The actual output, though, is:
choice = 0, x = 2, y = -1
choice = 0, x = 3, y = -1
choice = 1, x = -1, y = 4
choice = 1, x = -1, y = 5
No duplicate lines. This leads me to suspect that Catch internally uses a stack to track the generators invoked and the order of their latest invocation. Each time a test case finishes one iteration, it traverses the invoked genrators in the reverse order, and advances each generator's value. If such advancement fails (i.e. the sequence of values inside the generator finishes), that generator is reset to its initial state (i.e. ready to emit the first value in sequence); otherwise (the advancement succeeded), the traversal bails out.
In psuedocode it would look like:
for each generator that is invoked in reverse order of latest invocation:
bool success = generator.moveNext();
if success: break;
generator.reset();
This explains the previous cases perfectly.

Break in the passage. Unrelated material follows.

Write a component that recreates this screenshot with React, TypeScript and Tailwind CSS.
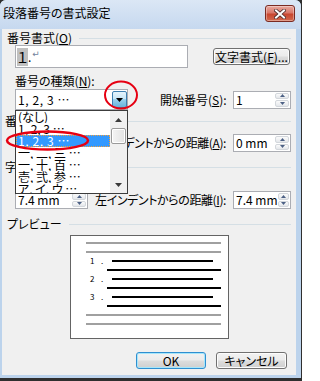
import React from "react";

function U({ c }: { c: string }) {
  return <span className="underline underline-offset-[1px]">{c}</span>;
}

function Header({ children, shift }: { children: React.ReactNode; shift?: boolean }) {
  return (
    <div className="flex h-[14px] items-center">
      <span
        className={
          shift
            ? "ml-[-2px] whitespace-nowrap text-[12px] leading-[14px]"
            : "whitespace-nowrap text-[12px] leading-[14px]"
        }
      >
        {children}
      </span>
      <div className="ml-[7px] h-px flex-1 bg-[#d5dfe5]" />
    </div>
  );
}

function SpinBtn({ up }: { up?: boolean }) {
  return (
    <div className="flex flex-1 items-center justify-center rounded-[2px] border border-[#d3d7dc] bg-[linear-gradient(#fbfbfb,#e4e7eb)]">
      <svg width="5" height="3" viewBox="0 0 5 3">
        <path d={up ? "M0 3H5L2.5 0Z" : "M0 0H5L2.5 3Z"} fill="#4d6185" />
      </svg>
    </div>
  );
}

function Spin({ value, className }: { value: string; className: string }) {
  return (
    <div className={`flex h-[18px] border border-[#abadb3] bg-white ${className}`}>
      <div className="flex-1 whitespace-nowrap pl-[2px] text-[12px] leading-[16px]">{value}</div>
      <div className="flex w-[15px] flex-col gap-px py-px pr-px">
        <SpinBtn up />
        <SpinBtn />
      </div>
    </div>
  );
}

const items = [
  "(なし)",
  "1, 2, 3 …",
  "1, 2, 3 …",
  "一, 二, 三 …",
  "一, 十, 百 …",
  "壱, 弐, 参 …",
  "ア, イ, ウ …",
];

function DropList() {
  return (
    <div className="absolute left-[-1px] top-[20px] z-10 flex h-[84px] w-[113px] border border-[#3c3c3c] bg-white">
      <div className="flex-1 overflow-hidden">
        {items.map((t, i) =>
          i === 2 ? (
            <div
              key={i}
              className="flex h-[12px] items-center overflow-hidden whitespace-nowrap border border-dotted border-[#f0a040] bg-[#3399ff] pl-px text-[12px] leading-[12px] tracking-[0.6px] text-white"
            >
              {t}
            </div>
          ) : (
            <div
              key={i}
              className="flex h-[12px] items-center overflow-hidden whitespace-nowrap pl-[2px] text-[12px] leading-[12px]"
            >
              {t}
            </div>
          )
        )}
      </div>
      <div className="flex w-[17px] flex-col bg-[#f0f0f0]">
        <div className="flex h-[17px] items-center justify-center">
          <svg width="7" height="4" viewBox="0 0 7 4">
            <path d="M0 4H7L3.5 0Z" fill="#3a3a3a" />
          </svg>
        </div>
        <div className="mx-px h-[16px] rounded-[2px] border border-[#9a9a9a] bg-[linear-gradient(90deg,#f4f4f4,#e2e2e2)] shadow-[inset_0_0_0_1px_#ffffff]" />
        <div className="flex-1" />
        <div className="flex h-[17px] items-center justify-center">
          <svg width="7" height="4" viewBox="0 0 7 4">
            <path d="M0 0H7L3.5 4Z" fill="#3a3a3a" />
          </svg>
        </div>
      </div>
    </div>
  );
}

function Combo() {
  return (
    <div className="relative ml-[8px] flex h-[21px] w-[113px] items-center border border-[#abadb3] bg-white">
      <span className="flex-1 whitespace-nowrap pl-[2px] text-[12px] leading-[14px] tracking-[0.6px]">
        1, 2, 3 …
      </span>
      <div className="flex h-[17px] w-[15px] items-center justify-center rounded-[2px] border border-[#3c7fb1] bg-[linear-gradient(#e5f4fc_0%,#c4e5f6_50%,#98d1ef_50%,#68b3db_100%)]">
        <svg width="7" height="4" viewBox="0 0 7 4">
          <path d="M0 0H7L3.5 4Z" fill="#000" />
        </svg>
      </div>
      <DropList />
    </div>
  );
}

function Gray() {
  return <div className="ml-[15px] h-[2px] w-[135px] bg-[#a0a0a0]" />;
}

function NumRow({ n }: { n: string }) {
  return (
    <>
      <div className="flex h-[2px] items-center">
        <span className="ml-[19px] w-[11px] text-[8px] leading-none">{n}</span>
        <span className="w-[11px] text-[8px] leading-none">.</span>
        <div className="h-[2px] w-[101px] bg-black" />
      </div>
      <div className="ml-[36px] h-[2px] w-[114px] bg-black" />
    </>
  );
}

const btnBase =
  "flex items-center justify-center rounded-[3px] border text-[12px] leading-[14px] bg-[linear-gradient(#f2f2f2_0%,#ebebeb_48%,#dddddd_52%,#cfcfcf_100%)]";

export default function App() {
  return (
    <div className="relative h-[381px] w-[302px] overflow-hidden bg-[#2f2f2f] pb-[3px] pr-px font-['Noto_Sans_CJK_JP',sans-serif] text-black [font-feature-settings:'palt']">
      <div className="flex h-full w-full flex-col rounded-t-[6px] bg-[#bcd3ec]">
        {/* title bar */}
        <div className="flex h-[29px] items-start rounded-t-[6px] bg-[linear-gradient(#dbe7f5,#c6d8ef)]">
          <span className="ml-[3px] mt-[6px] whitespace-nowrap text-[12px] leading-[14px]">
            段落番号の書式設定
          </span>
          <div className="ml-auto mr-[6px] mt-[5px] flex h-[17px] w-[30px] items-center justify-center rounded-[3px] border border-[#7a2a22] bg-[linear-gradient(#e8a99f_0%,#d9786a_45%,#c8462f_55%,#d26a4f_100%)] shadow-[inset_0_0_0_1px_rgba(255,255,255,0.35)]">
            <svg width="12" height="10" viewBox="0 0 12 10">
              <path d="M2 1.5L10 8.5M10 1.5L2 8.5" stroke="#4a2a2a" strokeWidth="3.6" strokeLinecap="square" />
              <path d="M2 1.5L10 8.5M10 1.5L2 8.5" stroke="#ffffff" strokeWidth="2" strokeLinecap="square" />
            </svg>
          </div>
        </div>

        {/* client */}
        <div className="flex flex-1 flex-col pb-[3px] pl-[2px] pr-[5px]">
          <div className="flex flex-1 flex-col bg-[#f0f0f0] px-[5px]">
            <div className="mt-[2px]">
              <Header>
                番号書式(<U c="O" />)
              </Header>
            </div>

            <div className="flex h-[23px] items-center">
              <div className="ml-[8px] flex h-[23px] w-[173px] items-center border border-[#abadb3] bg-white pl-px">
                <span className="flex h-[18px] w-[11px] items-center justify-center bg-[#c0c0c0] text-[14px] leading-[18px]">
                  １
                </span>
                <span className="text-[12px] leading-[14px]">.</span>
                <span className="ml-px self-start pt-[3px] font-['DejaVu_Sans',sans-serif] text-[9px] leading-[10px] text-[#6f829c]">
                  ↵
                </span>
              </div>
              <div className={`ml-[25px] h-[17px] w-[77px] border-[#707070] shadow-[inset_0_0_0_1px_#fcfcfc] ${btnBase}`}>
                文字書式(<U c="F" />)...
              </div>
            </div>

            <div className="ml-[8px] mt-[6px] h-[14px] whitespace-nowrap text-[12px] leading-[14px]">
              番号の種類(<U c="N" />):
            </div>

            <div className="mt-px flex h-[21px] items-center">
              <Combo />
              <span className="ml-[32px] whitespace-nowrap text-[12px] leading-[14px]">
                開始番号(<U c="S" />):
              </span>
              <Spin value="1" className="ml-auto w-[58px]" />
            </div>

            <div className="mt-[4px]">
              <Header shift>番号の位置</Header>
            </div>

            <div className="mt-[6px] flex h-[18px] items-center">
              <span className="ml-auto mr-[7px] whitespace-nowrap text-[12px] leading-[14px] tracking-[-0.4px]">
                左インデントからの距離(<U c="A" />):
              </span>
              <Spin value="0 mm" className="w-[58px]" />
            </div>

            <div className="mt-[8px]">
              <Header shift>字下げ位置</Header>
            </div>

            <div className="mt-[17px] flex h-[18px] items-center">
              <Spin value="7.4 mm" className="ml-[8px] w-[73px]" />
              <span className="ml-auto mr-[7px] whitespace-nowrap text-[12px] leading-[14px] tracking-[-0.4px]">
                左インデントからの距離(<U c="I" />):
              </span>
              <Spin value="7.4 mm" className="w-[58px]" />
            </div>

            <div className="mt-[8px]">
              <Header>プレビュー</Header>
            </div>

            <div className="ml-[63px] mt-[4px] h-[104px] w-[159px] border border-[#646464] bg-white">
              <div className="flex flex-col gap-[7px] pt-[6px]">
                <Gray />
                <Gray />
                <NumRow n="1" />
                <NumRow n="2" />
                <NumRow n="3" />
                <Gray />
                <Gray />
              </div>
            </div>

            <div className="mt-[13px] flex h-[17px] justify-end pr-[4px]">
              <div className={`h-[17px] w-[70px] border-[#2f8fd0] shadow-[inset_0_0_0_1px_#a6e6fb] ${btnBase}`}>
                OK
              </div>
              <div className={`ml-[10px] h-[17px] w-[71px] border-[#707070] shadow-[inset_0_0_0_1px_#fcfcfc] ${btnBase}`}>
                キャンセル
              </div>
            </div>
          </div>
        </div>
      </div>

      {/* red annotation marks */}
      <svg
        width="302"
        height="381"
        viewBox="0 0 302 381"
        className="pointer-events-none absolute left-0 top-0 z-30"
      >
        <ellipse cx="121" cy="95" rx="16" ry="13.5" fill="none" stroke="#e60012" strokeWidth="2" />
        <ellipse cx="47.5" cy="140.5" rx="40.5" ry="9" fill="none" stroke="#e60012" strokeWidth="2.5" />
      </svg>
    </div>
  );
}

But it does not explain this (rather obscure) one:
TEST_CASE("Non structured generators") {
int x = -1, y = -1;
for (int i = 0; i <= 1; ++i) {
x = GENERATE(0, 1);
if (i == 1) break;
y = GENERATE(2, 3);
}
std::cout << x << "," << y << std::endl;
}
One would expect this to run 4 == 2 * 2
times, and the output being:
x = 0, y = 2
x = 1, y = 2
x = 0, y = 3
x = 1, y = 3
(The x
changes before y
since x = GENERATE(0, 1)
is the last generator invoked)
However, this is not what catch actually does, this is what happens in reality:
x = 0, y = 2
x = 1, y = 2
x = 0, y = 3
x = 1, y = 3
x = 0, y = 2
x = 1, y = 2
x = 0, y = 3
x = 1, y = 3
8 lines of output, which is the first four lines repeated twice.

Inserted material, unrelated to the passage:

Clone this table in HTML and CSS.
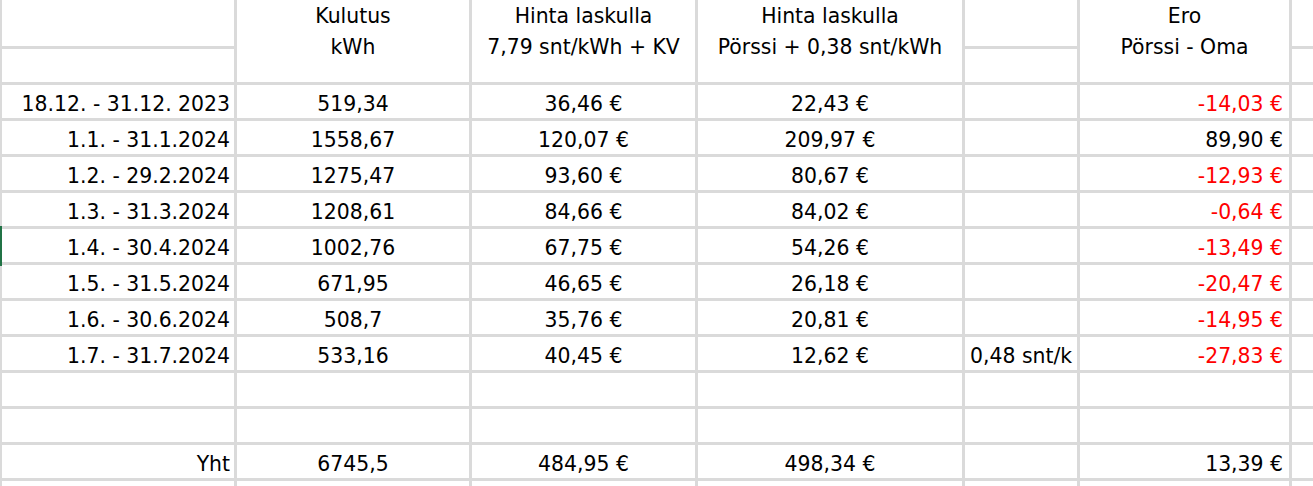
FILE: index.html
```html
<!DOCTYPE html>
<html lang="fi">
<head>
<meta charset="utf-8">
<title>Sähkön hinta</title>
<link rel="stylesheet" href="styles.css">
</head>
<body>
<div class="sheet">
  <!-- header row 1 -->
  <div class="c"></div>
  <div class="h span2">Kulutus<br>kWh</div>
  <div class="h span2">Hinta laskulla<br>7,79 snt/kWh + KV</div>
  <div class="h span2">Hinta laskulla<br>Pörssi + 0,38 snt/kWh</div>
  <div class="c"></div>
  <div class="h span2">Ero<br>Pörssi - Oma</div>
  <div class="c"></div>
  <!-- header row 2 -->
  <div class="c"></div>
  <div class="c"></div>
  <div class="c"></div>

  <div class="c r">18.12. - 31.12. 2023</div><div class="c m">519,34</div><div class="c m">36,46 €</div><div class="c m">22,43 €</div><div class="c"></div><div class="c e neg">-14,03 €</div><div class="c"></div>
  <div class="c r">1.1. - 31.1.2024</div><div class="c m">1558,67</div><div class="c m">120,07 €</div><div class="c m">209,97 €</div><div class="c"></div><div class="c e">89,90 €</div><div class="c"></div>
  <div class="c r">1.2. - 29.2.2024</div><div class="c m">1275,47</div><div class="c m">93,60 €</div><div class="c m">80,67 €</div><div class="c"></div><div class="c e neg">-12,93 €</div><div class="c"></div>
  <div class="c r">1.3. - 31.3.2024</div><div class="c m">1208,61</div><div class="c m">84,66 €</div><div class="c m">84,02 €</div><div class="c"></div><div class="c e neg">-0,64 €</div><div class="c"></div>
  <div class="c r sel">1.4. - 30.4.2024</div><div class="c m">1002,76</div><div class="c m">67,75 €</div><div class="c m">54,26 €</div><div class="c"></div><div class="c e neg">-13,49 €</div><div class="c"></div>
  <div class="c r">1.5. - 31.5.2024</div><div class="c m">671,95</div><div class="c m">46,65 €</div><div class="c m">26,18 €</div><div class="c"></div><div class="c e neg">-20,47 €</div><div class="c"></div>
  <div class="c r">1.6. - 30.6.2024</div><div class="c m">508,7</div><div class="c m">35,76 €</div><div class="c m">20,81 €</div><div class="c"></div><div class="c e neg">-14,95 €</div><div class="c"></div>
  <div class="c r">1.7. - 31.7.2024</div><div class="c m">533,16</div><div class="c m">40,45 €</div><div class="c m">12,62 €</div><div class="c l">0,48 snt/k</div><div class="c e neg">-27,83 €</div><div class="c"></div>
  <div class="c"></div><div class="c"></div><div class="c"></div><div class="c"></div><div class="c"></div><div class="c"></div><div class="c"></div>
  <div class="c"></div><div class="c"></div><div class="c"></div><div class="c"></div><div class="c"></div><div class="c"></div><div class="c"></div>
  <div class="c r">Yht</div><div class="c m">6745,5</div><div class="c m">484,95 €</div><div class="c m">498,34 €</div><div class="c"></div><div class="c e">13,39 €</div><div class="c"></div>
  <div class="c"></div><div class="c"></div><div class="c"></div><div class="c"></div><div class="c"></div><div class="c"></div><div class="c"></div>
</div>
</body>
</html>
```

FILE: styles.css
```css
html, body {
  margin: 0;
  padding: 0;
  background: #ffffff;
  overflow: hidden;
}

body {
  width: 1313px;
  height: 486px;
  font-family: "DejaVu Sans", "Liberation Sans", sans-serif;
  font-size: 20.4px;
  color: #000000;
}

.sheet {
  display: grid;
  grid-template-columns: 232px 232px 223px 264px 112px 209px 1fr;
  grid-template-rows: 46px repeat(13, 33px);
  gap: 3px;
  padding-left: 2px;
  height: 486px;
  overflow: hidden;
  background: #dadada;
}

.c, .h {
  background: #ffffff;
  position: relative;
  white-space: nowrap;
  overflow: hidden;
}

.c {
  display: flex;
  align-items: flex-end;
  line-height: 24px;
  padding-bottom: 2px;
  box-sizing: border-box;
}

.h {
  text-align: center;
  line-height: 31px;
  padding-top: 1px;
  box-sizing: border-box;
}

.span2 {
  grid-row: span 2;
}

.r {
  justify-content: flex-end;
  padding-right: 4px;
}

.m {
  justify-content: center;
}

.e {
  justify-content: flex-end;
  padding-right: 6px;
}

.l {
  justify-content: flex-start;
  padding-left: 5px;
}

.neg {
  color: #ff0000;
}

.sel {
  overflow: visible;
}

.sel::before {
  content: "";
  position: absolute;
  left: -2px;
  top: -3px;
  bottom: -4px;
  width: 2px;
  background: #217346;
}
```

So my question is, how exactly is GENERATE
in Catch2 implemented? I am not looking particularly for detailed code, but a high-level description that could explain what I have seen in the previous examples.

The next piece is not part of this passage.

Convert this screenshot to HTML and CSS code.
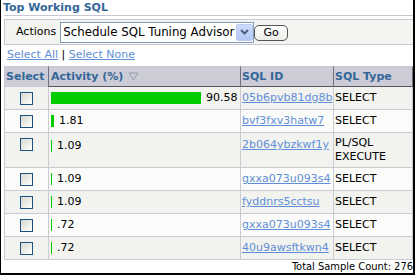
FILE: index.html
```html
<!DOCTYPE html>
<html lang="en">
<head>
  <meta charset="UTF-8">
  <title>Top Working SQL</title>
  <link rel="stylesheet" href="styles.css">
</head>
<body>
  <div class="frame">
    <h1>Top Working SQL</h1>

    <div class="actions">
      <label for="action">Actions</label>
      <div class="dropdown" id="action">
        <span class="value">Schedule SQL Tuning Advisor</span>
        <span class="arrow">
          <svg width="9" height="6" viewBox="0 0 9 6"><path d="M1 1 L4.5 4.5 L8 1" fill="none" stroke="#4d6185" stroke-width="2"/></svg>
        </span>
      </div>
      <button class="go">Go</button>
    </div>

    <div class="links">
      <a href="#">Select All</a> | <a href="#">Select None</a>
    </div>

    <table class="sql">
      <thead>
        <tr>
          <th class="c-sel">Select</th>
          <th class="c-act sort">Activity (%) <svg class="sorted" width="11" height="9" viewBox="0 0 11 9"><path d="M1 1 H10 L5.5 8 Z" fill="none" stroke="#9a9cab" stroke-width="1"/></svg></th>
          <th class="c-id sort">SQL ID</th>
          <th class="sort">SQL Type</th>
        </tr>
      </thead>
      <tbody>
        <tr>
          <td class="sel"><input type="checkbox"></td>
          <td class="act"><div class="bar"><span class="fill" style="width:150px"></span>90.58</div></td>
          <td class="id"><a href="#">05b6pvb81dg8b</a></td>
          <td class="type">SELECT</td>
        </tr>
        <tr>
          <td class="sel"><input type="checkbox"></td>
          <td class="act"><div class="bar"><span class="fill" style="width:3px"></span>1.81</div></td>
          <td class="id"><a href="#">bvf3fxv3hatw7</a></td>
          <td class="type">SELECT</td>
        </tr>
        <tr class="tall">
          <td class="sel"><input type="checkbox"></td>
          <td class="act"><div class="bar"><span class="fill" style="width:1px"></span>1.09</div></td>
          <td class="id"><a href="#">2b064ybzkwf1y</a></td>
          <td class="type">PL/SQL<br>EXECUTE</td>
        </tr>
        <tr>
          <td class="sel"><input type="checkbox"></td>
          <td class="act"><div class="bar"><span class="fill" style="width:1px"></span>1.09</div></td>
          <td class="id"><a href="#">gxxa073u093s4</a></td>
          <td class="type">SELECT</td>
        </tr>
        <tr>
          <td class="sel"><input type="checkbox"></td>
          <td class="act"><div class="bar"><span class="fill" style="width:1px"></span>1.09</div></td>
          <td class="id"><a href="#">fyddnrs5cctsu</a></td>
          <td class="type">SELECT</td>
        </tr>
        <tr>
          <td class="sel"><input type="checkbox"></td>
          <td class="act"><div class="bar"><span class="fill" style="width:1px"></span>.72</div></td>
          <td class="id"><a href="#">gxxa073u093s4</a></td>
          <td class="type">SELECT</td>
        </tr>
        <tr>
          <td class="sel"><input type="checkbox"></td>
          <td class="act"><div class="bar"><span class="fill" style="width:1px"></span>.72</div></td>
          <td class="id"><a href="#">40u9awsftkwn4</a></td>
          <td class="type">SELECT</td>
        </tr>
      </tbody>
    </table>

    <div class="total">Total Sample Count: 276</div>
  </div>
</body>
</html>
```
FILE: styles.css
```css
body {
  margin: 0;
  font-family: "DejaVu Sans", Verdana, sans-serif;
  font-size: 11px;
  line-height: 14px;
  color: #000;
  background: #fff;
}
.frame {
  width: 415px;
  height: 275px;
  box-sizing: border-box;
  padding-left: 3px;
  border-left: 1px solid #000;
  border-right: 2px solid #000;
  border-bottom: 2px solid #000;
  overflow: hidden;
}
h1 {
  margin: 0;
  font-size: 11px;
  font-weight: bold;
  line-height: 15px;
  color: #336699;
  text-indent: -1px;
  border-bottom: 1px solid #c6c9d4;
}
.actions {
  display: flex;
  align-items: center;
  height: 24px;
  margin-top: 3px;
  padding-left: 11px;
  background: #f3f3f0;
  border: 1px solid #c6c9d4;
  border-right: 0;
}
.actions label {
  margin-right: 4px;
}
.dropdown {
  display: flex;
  width: 194px;
  height: 21px;
  box-sizing: border-box;
  border: 1px solid #7f9db9;
  background: #fff;
}
.dropdown .value {
  flex: 1;
  padding-left: 2px;
  font-size: 11.8px;
  line-height: 19px;
  white-space: nowrap;
  overflow: hidden;
}
.dropdown .arrow {
  display: flex;
  align-items: center;
  justify-content: center;
  width: 17px;
  margin: 1px 0;
  box-sizing: border-box;
  border: 1px solid #bccbee;
  border-radius: 2px;
  background: linear-gradient(#cddbfd, #b3c7f5);
}
.go {
  width: 34px;
  height: 16px;
  margin: 1px 0 0 0;
  padding: 0;
  font: 11px "DejaVu Sans", Verdana, sans-serif;
  line-height: 14px;
  color: #000;
  border: 1px solid #555;
  border-radius: 5px;
  background: linear-gradient(#ffffff, #ecece8);
}
.links {
  margin-top: 3px;
  padding-left: 3px;
}
a {
  color: #5f8fd8;
}
table.sql {
  width: 409px;
  margin-top: 4px;
  table-layout: fixed;
  border-collapse: separate;
  border-spacing: 0;
}
.sql th {
  box-sizing: border-box;
  padding: 3px 2px 2px;
  text-align: left;
  font-weight: bold;
  color: #336699;
  background: #ccccd6;
  border-top: 1px solid #c6c9d4;
  border-left: 1px solid #c6c9d4;
  border-bottom: 1px solid #c6c9d4;
  white-space: nowrap;
}
.sql th.c-sel {
  width: 44px;
  padding-left: 1px;
}
.sql th.c-act {
  width: 192px;
}
.sql th.c-id {
  width: 93px;
  padding-left: 1px;
}
.sql th.sort {
  border-left-color: #6e7080;
  border-bottom-color: #55565f;
}
.sql th:last-child {
  padding-left: 1px;
  border-right: 1px solid #6e7080;
}
.sorted {
  vertical-align: -1px;
  margin-left: 1px;
}
.sql td {
  padding: 4px 1px 0;
  vertical-align: top;
  border-left: 1px solid #c9cbd3;
  border-bottom: 1px solid #c9cbd3;
  white-space: nowrap;
}
.sql td:last-child {
  border-right: 1px solid #c9cbd3;
}
.sql tbody tr:nth-child(odd) td {
  background: #f2f2ef;
}
.sql tbody tr:nth-child(even) td {
  background: #fbfbf9;
}
.sql td.sel {
  padding: 5px 0 4px;
}
.sql td.act {
  padding: 5px 2px 0;
}
.sql td.type {
  padding: 3px 1px;
  vertical-align: middle;
}
.sql tr.tall td.act {
  padding-top: 7px;
}
.sql tr.tall td.id {
  padding-top: 5px;
}
input[type="checkbox"] {
  -webkit-appearance: none;
  appearance: none;
  display: block;
  width: 13px;
  height: 13px;
  margin: 0 auto;
  border: 1px solid #1c5180;
  background: linear-gradient(135deg, #d8d8d0, #ffffff);
}
.bar {
  display: flex;
  align-items: center;
  height: 12px;
}
.bar .fill {
  height: 12px;
  margin-right: 5px;
  background: #00cc00;
}
.total {
  font-family: "DejaVu Sans Condensed", "DejaVu Sans", sans-serif;
  text-align: right;
}
```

Regarding the final example, let's just unroll the loop first.
TEST_CASE("Non structured generators") {
int x = -1, y = -1;
for (int i = 0; i <= 1; ++i) {
x = GENERATE(0, 1);
if (i == 1) break;
y = GENERATE(2, 3);
}
std::cout << x << "," << y << std::endl;
}
then becomes:
TEST_CASE("Non structured generators") {
int x = -1, y = -1;
x = GENERATE(0, 1);
y = GENERATE(2, 3);
x = GENERATE(0, 1);
std::cout << x << "," << y << std::endl;
}
Now we can clearly see the 2^3 = 8 permutations happening.
Why could we just unroll it? Because the generators are not actually tied to "line of code", nor are they objects instanced in the scope of the GENERATE
macro invocation.
Instead every time you use the GENERATE
macro, it's actually just alike to a hidden SECTION
group pushed onto a stack stored outside the test execution. So there is not one generator per line of code, but rather actually one hidden index on a stack per call.
Incrementing happens after the test execution finishes. All generators / option groups which have exhausted their options are cleared from the stack. The inner-most surviving generator is then permitted to advance one element for the next test execution.
Generators already popped from the stack re-register when invoked again.
In pseudocode:
after test execution:
while !stack.empty():
if stack.top().atLastElement():
stack.pop();
else:
stack.top().nextElement();
break;
if stack.empty():
testDone();
The SECTION
macro actually shares the very same stack - except that the options are not registering as a running index into the generators options, but rather as a set of unique section names within each scope (not the actual implementation, but easier to think of it this way).
The same logic applies though - once each and every SECTION
within a single scope reports "I'm already in that set", it also sets a atLastElement
flag and thereby results in leaving the group of sections.
So likewise with SECTION
- they are not identified by line of code or alike either, but only by their position in the stack option groups and then matched by name only.
Introducing variation into the control flow other than with GENERATE
or SECTION
macros can result in highly unexpected behavior due to these details.